3．Types of Morphemes
1) Free Morphemes
Free morphemes are those which usually have complete meanings in themselves and can be used freely or independently as words.
2) Bound Morphemes
Bound morphemes have to be bound with other morphemes to form words and can not be used independently as words.
3) Free Roots
Free roots are free morphemes. They are identical with root words.
A bound root, like a free root, is that part of the word that carries the fundamental meaning of a word, but unlike a free root, it is a bound form and has to be bound with other morphemes to form words.
Affixes are forms that are attached to stems to modify meaning or function. Almost all the affixes are bound.
An inflectional affix is one attached to the end of a word to convey grammatical meaning or grammatical relation, such as tense, case, number, comparative or superlative degree, etc.
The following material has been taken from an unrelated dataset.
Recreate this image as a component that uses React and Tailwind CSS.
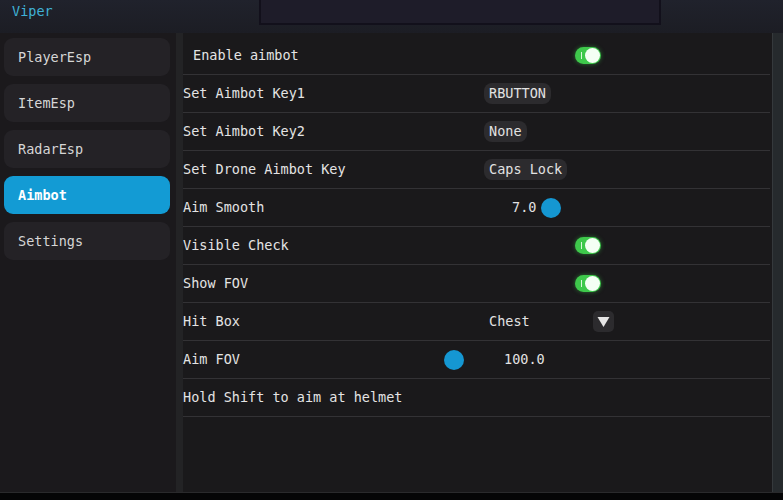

A derivational affix is one that is added to the beginning or the end of a word in order to create a new word. Derivational affixes can be divided into prefixes and suffixes.
Prefixes are the morphemes that occur at the beginning of a word. They modify the meaning of a stem, but usually do not change the part of speech of the original word.
Suffixes occur at the end of stems. Though they can modify the meanings of the original words, their chief function is to change the parts of speech of words.
4．Root and Stem
A root is the basic form of a word which can not be further analysed without total loss of identity. It carries the main component of the meaning of a word. It can also be defined as that part of a word which remains after all the inflectional and derivational affixes have been removed.
A stem can be defined as a any form to which an affix can be added.